Fiscal Regimes


9. Calculating Revenues: Avoiding Pitfalls

Since revenues are a function of the production volumes and prices for the mineral/petroleum taxpayers have an incentive to minimise reported production from EI projects as well as the value of their resources. Reporting low production values directly reduces the amount of royalties they must pay as these are calculated as a percentage of value or proportion of production.

In the case of resource exports the quantity and value can normally be tested at specific exit points, typically the port or land border station. However, this requires advanced testing laboratories to verify producer claims as to the value of the resources being exported. Enforcement of the fiscal regime is complicated with precious metals/stones such as gold and diamonds which are particularly susceptible to smuggling across borders due to their high value-to-weight ratio.
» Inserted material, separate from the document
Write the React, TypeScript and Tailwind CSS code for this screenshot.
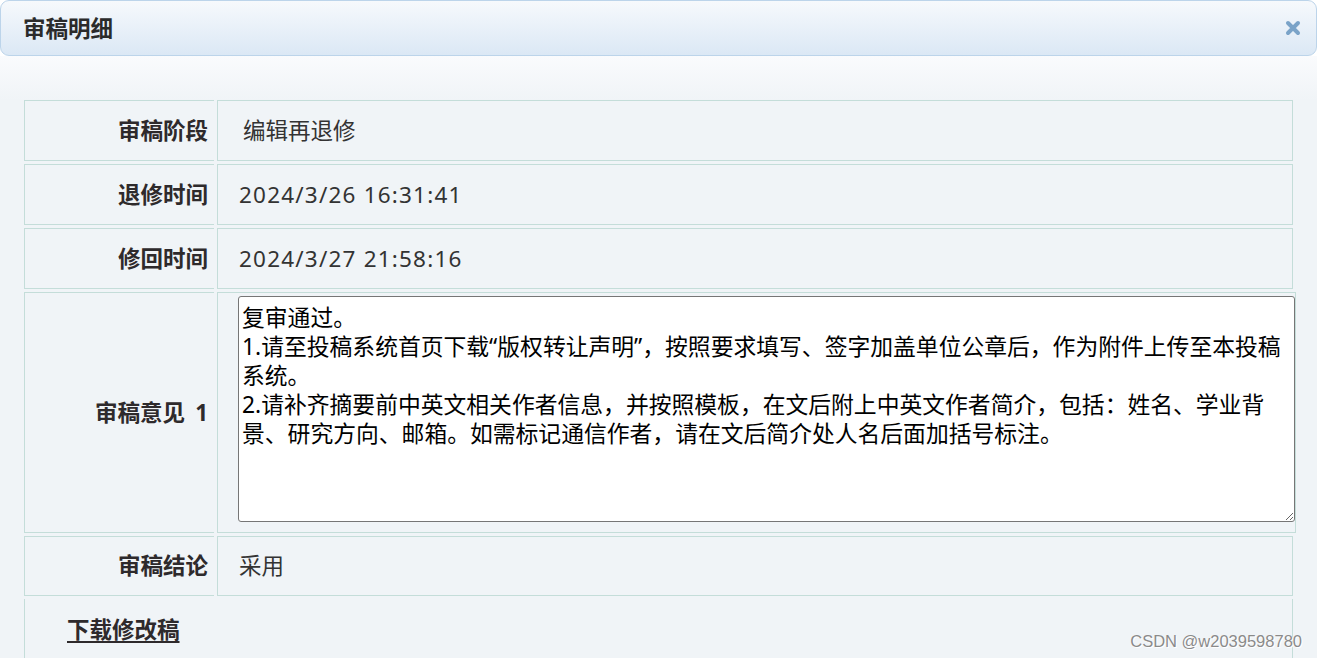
import React from 'react';

const font = 'font-["Noto_Sans","Noto_Sans_CJK_SC",sans-serif]';

const opinion =
  '复审通过。\n1.请至投稿系统首页下载“版权转让声明”，按照要求填写、签字加盖单位公章后，作为附件上传至本投稿\n系统。\n2.请补齐摘要前中英文相关作者信息，并按照模板，在文后附上中英文作者简介，包括：姓名、学业背\n景、研究方向、邮箱。如需标记通信作者，请在文后简介处人名后面加括号标注。';

function Label({ children, height }: { children: React.ReactNode; height: string }) {
  return (
    <div
      className={`${height} w-[190px] shrink-0 border-l border-t border-b border-[#c4ddd9] flex items-center justify-end pr-[6px] font-bold text-[#2e2a2c]`}
    >
      {children}
    </div>
  );
}

function Row({ label, value, extra = '' }: { label: string; value: string; extra?: string }) {
  return (
    <div className="flex gap-[3px]">
      <Label height="h-[61px]">{label}</Label>
      <div className="h-[61px] flex-1 border border-[#c4ddd9] flex items-center pl-[21px] text-[#333]">
        <span className={extra}>{value}</span>
      </div>
    </div>
  );
}

function CloseIcon() {
  return (
    <svg width="16" height="16" viewBox="0 0 16 16" className="block">
      <path
        d="M3 3 L13 13 M13 3 L3 13"
        stroke="#7aa3c8"
        strokeWidth="4"
        strokeLinecap="round"
        fill="none"
      />
    </svg>
  );
}

export default function App() {
  return (
    <div className={`relative h-[658px] w-full overflow-hidden bg-[#f0f4f7] ${font} text-[22.5px]`}>
      {/* header */}
      <div className="h-[56px] bg-white">
        <div className="h-[56px] rounded-[9px] border border-[#bcd4ea] bg-gradient-to-b from-[#f6f9fc] to-[#dbe8f5] flex items-center justify-between pl-[22px] pr-[15px]">
          <h1 className="text-[22.5px] font-bold text-[#2b2b2b] leading-none mt-[2px]">审稿明细</h1>
          <CloseIcon />
        </div>
      </div>

      {/* body */}
      <div className="bg-gradient-to-b from-[#fafbfd] to-[#f0f4f7] h-[44px]" />
      <div className="px-6 flex flex-col gap-[3px] leading-[28px]">
        <Row label="审稿阶段" value="编辑再退修" extra="ml-[4px]" />
        <Row label="退修时间" value="2024/3/26 16:31:41" extra="tracking-[1.2px]" />
        <Row label="修回时间" value="2024/3/27 21:58:16" extra="tracking-[1.2px]" />

        <div className="flex gap-[3px]">
          <Label height="h-[241px]">
            审稿意见<span className="ml-[10px]">1</span>
          </Label>
          <div className="h-[241px] flex-1 border border-[#c4ddd9] pl-[20px] pt-[3px]">
            <textarea
              readOnly
              defaultValue={opinion}
              className="block w-[1057px] h-[226px] rounded-[3px] border border-[#767676] bg-white pl-[3px] pr-[3px] pt-[6px] text-[22.8px] leading-[29px] text-black outline-none"
            />
          </div>
        </div>

        <div className="flex gap-[3px]">
          <Label height="h-[60px]">审稿结论</Label>
          <div className="h-[60px] flex-1 border border-[#c4ddd9] flex items-center pl-[21px] text-[#333]">
            采用
          </div>
        </div>

        <div className="h-[80px] border-l border-r border-[#c4ddd9] pl-[42px] pt-[17px]">
          <a href="#" className="font-bold text-[#2e2a2c] underline underline-offset-[3px]">
            下载修改稿
          </a>
        </div>
      </div>

      {/* watermark */}
      <div className='absolute right-[15px] bottom-[9px] font-["Liberation_Sans",sans-serif] text-[16.5px] leading-none text-[#8a8a8a] [text-shadow:0_0_1px_#fff,1px_1px_0_#fff]'>
        CSDN @w2039598780
      </div>
    </div>
  );
}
Measures to increase revenue thus overlap with measures to reduce crime, including money laundering, a task for which the Customs authorities are best equipped to tackle.

Although cross-border smuggling of petroleum and industrial minerals is harder, producers may try to undervalue their quality in order to reduce the tax they owe. Verifying the quality of crude oil or iron ore is relatively easy whereas ascertaining the quality of diamonds, for example takes rare and expensive expertise and equipment. Where that is not available, resource collection can suffer.

Offtake agreements

Resource exports can be undervalued through perfectly legal mechanisms, particularly related to the prices agreed between resource producers and their customers. Offtake agreements refer to arrangements between the resource project and their customers which fix the sale price for a specified period of time. They are typically negotiated prior to significant development activities to ensure some certainty for the EI project owners, while also allowing buyers to plan their business. The exact details of offtake agreements can have serious repercussions for government income from royalties and other revenue streams.